Whether you’re building or buying a home, you want it to be a safe and welcoming environment for your family. Location and building materials tend to take priority when evaluating a home’s safety, and we forget how important a factor insulation is.
The health risks posed by insulation gained notoriety in the 1980s when asbestos—which at the time, was a commonly used building and insulation material—was recognised as being a carcinogen.
Since then, many new alternatives claiming to be healthy insulation solutions have entered the market, yet adequate studies have not been done, to confirm or refute them conclusively.
Most insulation materials nowadays come with ‘green’ certifications, although being a ‘green’ product does not mean they are free of Volatile Organic Compounds (VOCs).
What health risks could insulation pose?
There are safety risks to consider when picking a material for insulation that also needs to be fire-retardant and have no negative impact on indoor air quality.
Although this is a separate topic that needs to be addressed, it is worth keeping this in mind when looking for healthy insulation options.
The main health concern with regard to insulation has always been cancer. The International Agency for Research on Cancer (IARC) has stated that fibreglass, mineral wool and acoustic insulations are not classified as carcinogens.
Fibreglass insulation, however, is known to cause allergies in some people and can cause itchiness and irritation when it comes into contact with skin.
Cellulose is a popular option for insulation, yet tests have not concluded that it is not carcinogenic. Professionals state that toxicology tests need to be done on the dust from cellulose building insulation and pure cellulose fibres to determine whether they pose a risk for people suffering from asthma or other lung-related ailments.
Spray foam insulation is another commonly used insulator that has an ingredient called methylene diphenyl diisocyanate, believed to cause lung damage and asthma.

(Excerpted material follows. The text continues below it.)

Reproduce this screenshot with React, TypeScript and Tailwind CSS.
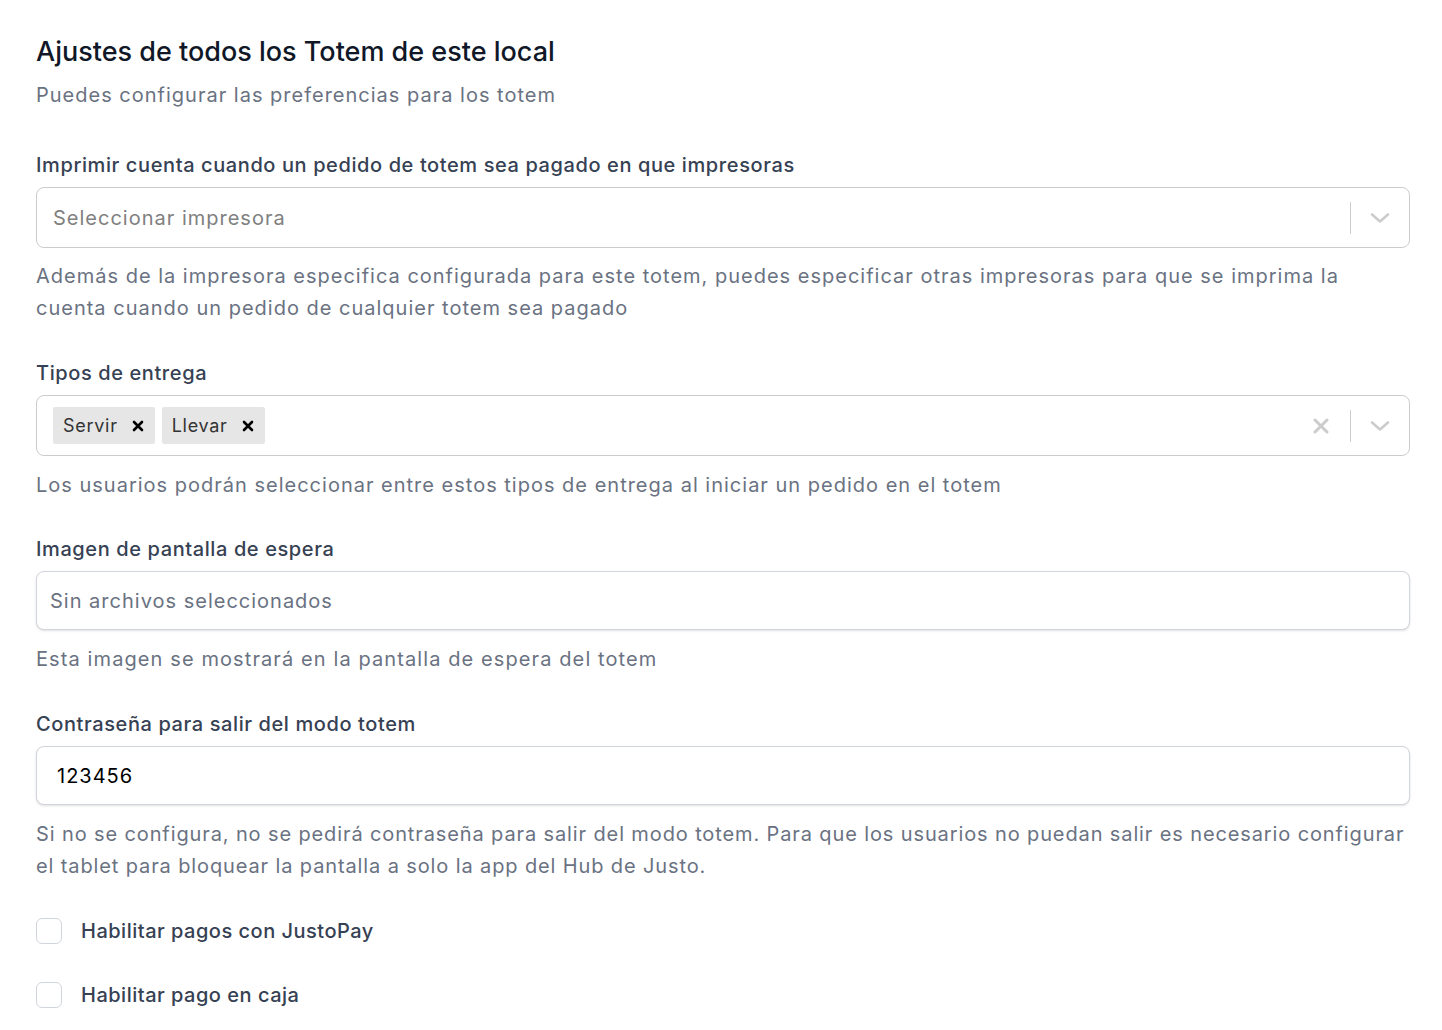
import React from 'react';

const font = { fontFamily: 'Inter, "Noto Sans", sans-serif' };

function Chevron() {
  return (
    <svg width="20" height="20" viewBox="0 0 20 20" fill="none" className="stroke-[#cccccc]">
      <path d="M2 6.5 L10 13.5 L18 6.5" strokeWidth="2.6" strokeLinecap="round" strokeLinejoin="round" />
    </svg>
  );
}

function ClearX() {
  return (
    <svg width="16" height="16" viewBox="0 0 16 16" fill="none" className="stroke-[#cccccc]">
      <path d="M2 2 L14 14 M14 2 L2 14" strokeWidth="3" strokeLinecap="round" />
    </svg>
  );
}

function ChipX() {
  return (
    <svg width="12" height="12" viewBox="0 0 12 12" fill="none" className="stroke-black">
      <path d="M2 2 L10 10 M10 2 L2 10" strokeWidth="2.6" strokeLinecap="round" />
    </svg>
  );
}

function Label({ children }: { children: React.ReactNode }) {
  return <div className="text-[20px] leading-[28px] font-medium text-gray-700 tracking-[0.03em]">{children}</div>;
}

function Help({ children, className = 'mt-[12px] tracking-[0.05em]' }: { children: React.ReactNode; className?: string }) {
  return <p className={`${className} text-[20px] leading-[32px] text-gray-500`}>{children}</p>;
}

function Chip({ text }: { text: string }) {
  return (
    <div className="flex items-center h-[37px] rounded-[2px] bg-[#e6e6e6]">
      <span className="pl-[10px] pr-[6px] text-[18px] text-[#333333] tracking-[0.04em]">{text}</span>
      <span className="pl-[8px] pr-[11px] flex items-center">
        <ChipX />
      </span>
    </div>
  );
}

function Check({ text }: { text: string }) {
  return (
    <label className="flex items-center gap-[19px]">
      <span className="w-[26px] h-[26px] rounded-[6px] border border-gray-300 bg-white shrink-0" />
      <span className="text-[20px] leading-[28px] font-medium text-gray-700 tracking-[0.025em]">{text}</span>
    </label>
  );
}

export default function App() {
  return (
    <div className="min-h-screen bg-white pl-[36px] pr-[32px] pt-[34px] pb-[20px]" style={font}>
      <h1 className="text-[27px] leading-[36px] font-medium text-gray-900">Ajustes de todos los Totem de este local</h1>
      <p className="mt-[9px] text-[20px] leading-[32px] text-gray-500 tracking-[0.05em]">Puedes configurar las preferencias para los totem</p>

      <div className="mt-[40px]">
        <Label>Imprimir cuenta cuando un pedido de totem sea pagado en que impresoras</Label>
        <div className="mt-[8px] flex items-center h-[61px] rounded-[8px] border border-[#cccccc] bg-white">
          <div className="flex-1 pl-[16px] text-[20px] text-[#808080] tracking-[0.05em]">Seleccionar impresora</div>
          <div className="w-px h-[32px] bg-[#cccccc]" />
          <div className="px-[19px] flex items-center"><Chevron /></div>
        </div>
        <Help>
          Además de la impresora especifica configurada para este totem, puedes especificar otras impresoras para que se imprima la cuenta cuando un pedido de cualquier totem sea pagado
        </Help>
      </div>

      <div className="mt-[35px]">
        <Label>Tipos de entrega</Label>
        <div className="mt-[8px] flex items-center h-[61px] rounded-[8px] border border-[#cccccc] bg-white">
          <div className="flex-1 flex items-center gap-[7px] pl-[16px]">
            <Chip text="Servir" />
            <Chip text="Llevar" />
          </div>
          <div className="px-[21px] flex items-center"><ClearX /></div>
          <div className="w-px h-[32px] bg-[#cccccc]" />
          <div className="px-[19px] flex items-center"><Chevron /></div>
        </div>
        <Help className="mt-[13px] tracking-[0.05em]">Los usuarios podrán seleccionar entre estos tipos de entrega al iniciar un pedido en el totem</Help>
      </div>

      <div className="mt-[34px]">
        <Label>Imagen de pantalla de espera</Label>
        <div className="mt-[8px] flex items-center h-[59px] rounded-[8px] border border-gray-300 bg-white shadow-sm">
          <span className="pl-[13px] text-[20px] text-gray-500 tracking-[0.05em]">Sin archivos seleccionados</span>
        </div>
        <Help className="mt-[13px] tracking-[0.055em]">Esta imagen se mostrará en la pantalla de espera del totem</Help>
      </div>

      <div className="mt-[35px]">
        <Label>Contraseña para salir del modo totem</Label>
        <div className="mt-[8px] flex items-center h-[59px] rounded-[8px] border border-gray-300 bg-white shadow-sm">
          <span className="pl-[20px] text-[20px] text-black tracking-[0.05em]">123456</span>
        </div>
        <Help className="mt-[13px] tracking-[0.044em]">
          Si no se configura, no se pedirá contraseña para salir del modo totem. Para que los usuarios no puedan salir es necesario configurar el tablet para bloquear la pantalla a solo la app del Hub de Justo.
        </Help>
      </div>

      <div className="mt-[35px] flex flex-col gap-[36px]">
        <Check text="Habilitar pagos con JustoPay" />
        <Check text="Habilitar pago en caja" />
      </div>
    </div>
  );
}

Do organic materials make healthy insulation options?
It can be argued that since organic options have minimal (or no) off-gassing or additives, they pose less of a health concern.
Organic insulators do come with a slight drawback—the natural odour. This can be a difficult compromise for most people to make, and considering these materials cost more and are less readily available, they don’t top the list of viable alternatives.
Mineral wool for example, though inorganic, is touted as one of the best solutions for healthy insulation as it is simple in its composition and has no VOC count.
So it is hard to make a claim that only organic could be the safest in this case.
Indirect factors that can negatively affect the health of your family
Formaldehyde is a chemical compound that can be found in some types of insulation. High levels of it in a household can cause the residents to suffer from a variety of allergic reactions such as irritation of the eyes, nose, skin and throat.
It has also been recognised as a carcinogenic substance and is not often found in many building materials today. Statistics suggest that 90% of residential fibreglass insulation is formaldehyde-free—you just have to be careful not to be in the 10%.
Mould can grow anywhere that there is moisture and lead to a number of potential health risks such as asthma, allergies and even depression if left unaddressed. Mould feeds on organic materials and even if some materials claim to be mould-resistant, mould can grow on any surface if it has the basic requirements.
Fibreglass, spray foam insulation and mineral wool are all inorganic materials and therefore don’t support mould growth; if you’re using these materials, just make sure that the insulation space doesn’t gather excessive moisture.
Cellulose on the other hand is organic and can easily become a breeding ground for mould.
Corrosion to pipes, wires and fasteners can occur due to bad insulation. This is most commonly seen with cellulose insulation as it is routinely applied with certain sulphates to make the material flame-retardant.
Though corrosion is not directly harmful to a person’s health, it can result in releasing corroded particles into the air which can cause dizziness, breathing difficulty and even birth defects.
What is the best insulation to use in your home?
Considering all the areas we discussed in this article, it is safe to say that it’s hard to suggest a common solution for every home. Mineral wool can be considered one of the best, but it too has its own drawbacks.
We hope this article emphasises the necessity of good insulation with minimal or preferably no health risks. If you are building a home or buying one, get an assessment from a professional building biologist. It’s better to know the best option for your unique requirement than to settle for a general solution.